A number of adults are dealing with co-occurring illnesses — 7.9 million to be exact, according to the Substance Abuse and Mental Health Services Administration’s (SAMHSA) 2014 National Survey on Drug Use and Health. For individuals with a co-occurring illness, this means they struggle with either multiple mental health disorders or multiple drug addictions or a combination of both. For example, a person who has both obsessive-compulsive disorder and schizophrenia has a dual diagnosis. The presence of depression and alcoholism is another type of dual diagnosis, or alcoholism and opioid addiction. Often times, one illness exacerbates the other.
Unfortunately, if a person with co-occurring illness seeks treatment, they might only be diagnosed with one illness and only get treatment for that. This can lead to problems down the road, such as when a person with a drug addiction successfully goes through rehab, only to have their undiagnosed mental health illness lead them to repeated relapse. This can be an extremely frustrating and something dangerous cycle.
In order for an individual to successfully recover from a dual diagnosis, both illnesses must be treated at the same time. This is called dual diagnosis treatment.
About Dual Diagnosis Treatment
Depending on a patient’s dual diagnosis, their treatment may include a combination of medication, detox and therapy. No two patients will respond to the same treatment plan, so each recovery program should be tailored to meet their needs.

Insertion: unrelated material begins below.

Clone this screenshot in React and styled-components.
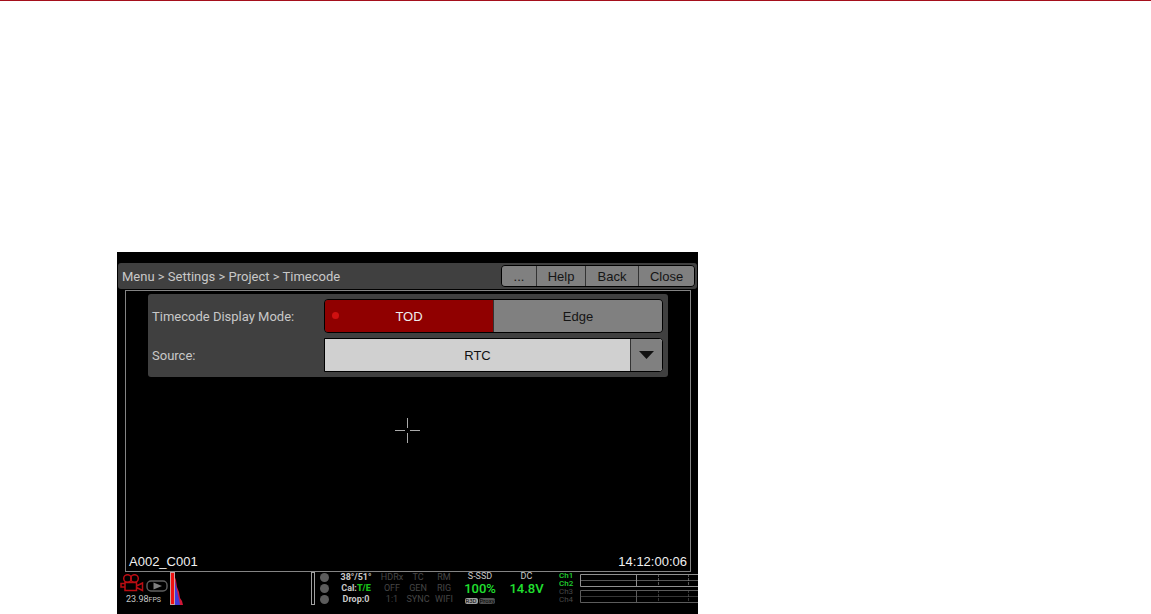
import styled, { createGlobalStyle, css } from "styled-components"

export default function App(){
    return(
        <Page>
            <GlobalStyle/>
            <Monitor>
                <TitleBar>
                    <h1>Menu &gt; Settings &gt; Project &gt; Timecode</h1>
                    <NavButtons>
                        <NavButton $width="34px">...</NavButton>
                        <NavButton $width="48px">Help</NavButton>
                        <NavButton $width="52px">Back</NavButton>
                        <NavButton $width="55px">Close</NavButton>
                    </NavButtons>
                </TitleBar>
                <Frame>
                    <Settings>
                        <Label id="mode">Timecode Display Mode:</Label>
                        <Modes role="group" aria-labelledby="mode">
                            <ModeButton $active aria-pressed="true"><Led/>TOD</ModeButton>
                            <ModeButton aria-pressed="false">Edge</ModeButton>
                        </Modes>
                        <Label as="label" htmlFor="source">Source:</Label>
                        <SelectBox>
                            <Select id="source" defaultValue="RTC">
                                <option>RTC</option>
                            </Select>
                            <ArrowBox>
                                <svg width="15" height="8" viewBox="0 0 15 8"><path d="M0 0H15L7.5 8Z" fill="#111"/></svg>
                            </ArrowBox>
                        </SelectBox>
                    </Settings>
                    <Crosshair/>
                    <ClipInfo>
                        <span>A002_C001</span>
                        <span>14:12:00:06</span>
                    </ClipInfo>
                </Frame>
                <StatusBar>
                    <Media>
                        <div>
                            <CameraIcon/>
                            <PlayIcon/>
                        </div>
                        <p>23.98<small>FPS</small></p>
                    </Media>
                    <Histogram/>
                    <Dots>
                        <i/>
                        <i/>
                        <i/>
                    </Dots>
                    <Column $bold>
                        <span>38°/51°</span>
                        <span>Cal:<Green>T/E</Green></span>
                        <span>Drop:0</span>
                    </Column>
                    <Column $dim>
                        <span>HDRx</span>
                        <span>OFF</span>
                        <span>1:1</span>
                    </Column>
                    <Column $dim>
                        <span>TC</span>
                        <span>GEN</span>
                        <span>SYNC</span>
                    </Column>
                    <Column $dim>
                        <span>RM</span>
                        <span>RIG</span>
                        <span>WIFI</span>
                    </Column>
                    <Reading>
                        <span>S-SSD</span>
                        <strong>100%</strong>
                        <Badges>
                            <Badge $on>R3D</Badge>
                            <Badge>Proxy</Badge>
                        </Badges>
                    </Reading>
                    <Reading>
                        <span>DC</span>
                        <strong>14.8V</strong>
                    </Reading>
                    <Channels>
                        <Channel $on>Ch1</Channel>
                        <Channel $on>Ch2</Channel>
                        <Channel>Ch3</Channel>
                        <Channel>Ch4</Channel>
                    </Channels>
                    <Meters>
                        <Meter color="#909090"/>
                        <Meter color="#5c5c5c"/>
                    </Meters>
                </StatusBar>
            </Monitor>
        </Page>
    )
}

function CameraIcon(){
    return(
        <svg width="24" height="18" viewBox="0 0 24 18" fill="none" stroke="#b80c12" strokeWidth="1.5">
            <circle cx="7.5" cy="4.5" r="3.8"/>
            <circle cx="14.5" cy="4.5" r="3.8"/>
            <path d="M5 8.5V16.5H16.5V8.5Z M5 9.5H1V13H5 M16.5 12L22.5 9V16.5L16.5 13.5"/>
        </svg>
    )
}

function PlayIcon(){
    return(
        <svg width="22" height="12" viewBox="0 0 22 12">
            <rect x="1" y="1" width="20" height="10" rx="4" fill="none" stroke="#606060" strokeWidth="1.4"/>
            <path d="M7.5 2.5L16 6L7.5 9.5Z" fill="#808080"/>
        </svg>
    )
}

function Histogram(){
    return(
        <svg width="146" height="34" viewBox="0 0 146 34">
            <path d="M4 3L6 8L7 15L9 20L10 26L12 29L13 33H4Z" fill="#d01838"/>
            <path d="M4 4L5 9L6 14L7 18L8 23L9 27L10 33H4Z" fill="#4038d8"/>
            <rect x=".5" y=".5" width="4" height="32" fill="#f01010" stroke="#c8a0a0"/>
            <rect x="141.5" y=".5" width="3" height="32" fill="none" stroke="#a0a0a0"/>
        </svg>
    )
}

function Meter({ color }){
    return(
        <svg width="100%" height="13">
            <path d="M200 .5H.5V12.5H200" fill="none" stroke={color}/>
            <path d="M0 6.5H200" stroke={color} opacity=".6"/>
            <path d="M56.5 0V13" stroke={color}/>
            <path d="M78.5 0V13M108.5 0V13" stroke={color} strokeDasharray="3 1" opacity=".6"/>
        </svg>
    )
}

const GlobalStyle = createGlobalStyle`
    * {
        box-sizing: border-box;
        margin: 0;
    }
    body {
        background-color: #fff;
    }
    button, select {
        font-family: "Liberation Sans", Arial, sans-serif;
        font-size: 13px;
        border: none;
        padding: 0;
        cursor: pointer;
    }
    svg {
        display: block;
    }
`

const Page = styled.div`
    border-top: 1px solid #a50f1c;
    padding: 251px 20px 0 117px;
    font-family: "Liberation Sans", Arial, sans-serif;
`

const Monitor = styled.main`
    max-width: 581px;
    padding-top: 11px;
    background-color: #000;
    color: #c8c8c8;
`

const TitleBar = styled.header`
    display: flex;
    justify-content: space-between;
    align-items: center;
    height: 26px;
    margin: 0 1px;
    padding: 0 2px 0 4px;
    border-radius: 3px;
    background-color: #404040;
    h1 {
        font-family: Roboto, sans-serif;
        font-size: 13px;
        font-weight: 400;
    }
`

const NavButtons = styled.nav`
    display: flex;
    gap: 1px;
    height: 22px;
    border: 1px solid #000;
    border-radius: 4px;
    background-color: #333;
    overflow: hidden;
`

const NavButton = styled.button`
    width: ${props => props.$width};
    background-color: #808080;
    color: #151515;
`

const Frame = styled.section`
    display: flex;
    flex-direction: column;
    align-items: center;
    height: 282px;
    margin: 1px 7px 0 8px;
    padding-top: 3px;
    border: 1px solid #848484;
`

const Settings = styled.div`
    display: grid;
    grid-template-columns: 172px 1fr;
    align-items: center;
    row-gap: 5px;
    width: calc(100% - 44px);
    padding: 5px 5px 5px 4px;
    border-radius: 3px;
    background-color: #404040;
`

const Label = styled.span`
    font-family: Roboto, sans-serif;
    font-size: 13px;
`

const control = css`
    height: 34px;
    border: 1px solid #000;
    border-radius: 4px;
    overflow: hidden;
`

const Modes = styled.div`
    ${control}
    display: grid;
    grid-template-columns: 1fr 1fr;
    gap: 1px;
    background-color: #333;
`

const ModeButton = styled.button`
    position: relative;
    background-color: ${props => props.$active ? "#900000" : "#808080"};
    color: ${props => props.$active ? "#eee" : "#151515"};
`

const Led = styled.i`
    position: absolute;
    top: 12px;
    left: 7px;
    width: 7px;
    height: 7px;
    border-radius: 50%;
    background-color: #d01010;
`

const SelectBox = styled.div`
    ${control}
    position: relative;
    border-radius: 0 4px 4px 0;
`

const Select = styled.select`
    appearance: none;
    width: 100%;
    height: 100%;
    padding-right: 32px;
    border-radius: 0;
    background-color: #d0d0d0;
    color: #111;
    text-align-last: center;
`

const ArrowBox = styled.span`
    position: absolute;
    top: 0;
    right: 0;
    display: flex;
    justify-content: center;
    align-items: center;
    width: 32px;
    height: 100%;
    border-left: 1px solid #333;
    background-color: #808080;
    pointer-events: none;
`

const Crosshair = styled.div`
    width: 26px;
    height: 25px;
    margin-top: 41px;
    background:
        linear-gradient(#aaa, #aaa) 12px 0 / 1px 10px,
        linear-gradient(#aaa, #aaa) 12px 15px / 1px 10px,
        linear-gradient(#aaa, #aaa) 0 12px / 10px 1px,
        linear-gradient(#aaa, #aaa) 15px 12px / 10px 1px;
    background-repeat: no-repeat;
`

const ClipInfo = styled.div`
    display: flex;
    justify-content: space-between;
    width: 100%;
    margin-top: auto;
    padding: 0 3px 1px;
    color: #f0f0f0;
    font-size: 13px;
    line-height: 16px;
`

const StatusBar = styled.footer`
    display: grid;
    grid-template-columns: 53px 146px 17px 46px 26px 26px 26px 46px 47px 30px 1fr;
    height: 42px;
    font-family: Roboto, sans-serif;
    font-size: 9px;
    overflow: hidden;
`

const Media = styled.div`
    padding: 2px 0 0 3px;
    div {
        display: flex;
        align-items: flex-end;
        gap: 2px;
    }
    p {
        margin-top: 2px;
        padding-right: 3px;
        text-align: center;
        line-height: 10px;
    }
    small {
        font-size: 7px;
    }
`

const Dots = styled.div`
    display: flex;
    flex-direction: column;
    align-items: center;
    gap: 2px;
    padding-top: 1px;
    i {
        width: 9px;
        height: 9px;
        border-radius: 50%;
        background-color: #5c5c5c;
    }
`

const Column = styled.div`
    display: flex;
    flex-direction: column;
    align-items: center;
    line-height: 11px;
    white-space: nowrap;
    font-weight: ${props => props.$bold ? 700 : 400};
    color: ${props => props.$dim ? "#464646" : "#c8c8c8"};
`

const Green = styled.b`
    color: #18c018;
`

const Reading = styled.div`
    display: flex;
    flex-direction: column;
    align-items: center;
    line-height: 9px;
    strong {
        color: #20e030;
        font-size: 13px;
        font-weight: 500;
        line-height: 15px;
    }
`

const Badges = styled.div`
    display: flex;
    gap: 1px;
    margin-top: 2px;
`

const Badge = styled.span`
    padding: 0 1px;
    border-radius: 2px;
    background-color: ${props => props.$on ? "#a0a0a0" : "#505050"};
    color: #000;
    font-size: 6px;
    line-height: 6px;
`

const Channels = styled.div`
    display: flex;
    flex-direction: column;
    padding-left: 9px;
    font-size: 8px;
    line-height: 8px;
`

const Channel = styled.span`
    color: ${props => props.$on ? "#20d030" : "#464646"};
    font-weight: ${props => props.$on ? 500 : 400};
`

const Meters = styled.div`
    display: flex;
    flex-direction: column;
    gap: 3px;
    padding-top: 2px;
`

Detox Treatment: Detox, also known as detoxification, is the process in which an individual lessens or reduces drug and/or alcohol use to remove the drugs and toxins from their bodies. Detoxing should not be done “cold turkey,” as the symptoms of withdrawal can be difficult for a person to handle without risking relapse. Some symptoms of withdrawal can even be life threatening, so medical supervision is a must.
Medication: For those going through a detox, medication will be provided to help with withdrawal symptoms. For those with mental health disorders, medication such as antidepressants, antipsychotics and mood stabilizers can help combat the physical effects of mental health illnesses and stabilize a person’s brain chemistry. These can often stop the worst of a patient’s symptoms so they can then focus on therapy and recovery.
Therapy: For those living with mental health issues and/or addiction, therapy is key in helping them recover, cope on bad days and learn how to live their life without their illnesses taking over their life. There are multiple types of therapy options, including individual therapy, group therapy, process groups, cognitive behavioral therapy (CBT), expressive arts therapy and yoga.
Most if not all of these treatment options are available to different levels of care provided by Sovereign Health. A patient’s level of care will depend on their treatment plan. They may need partial hospitalization, an intensive outpatient program, or residential treatment.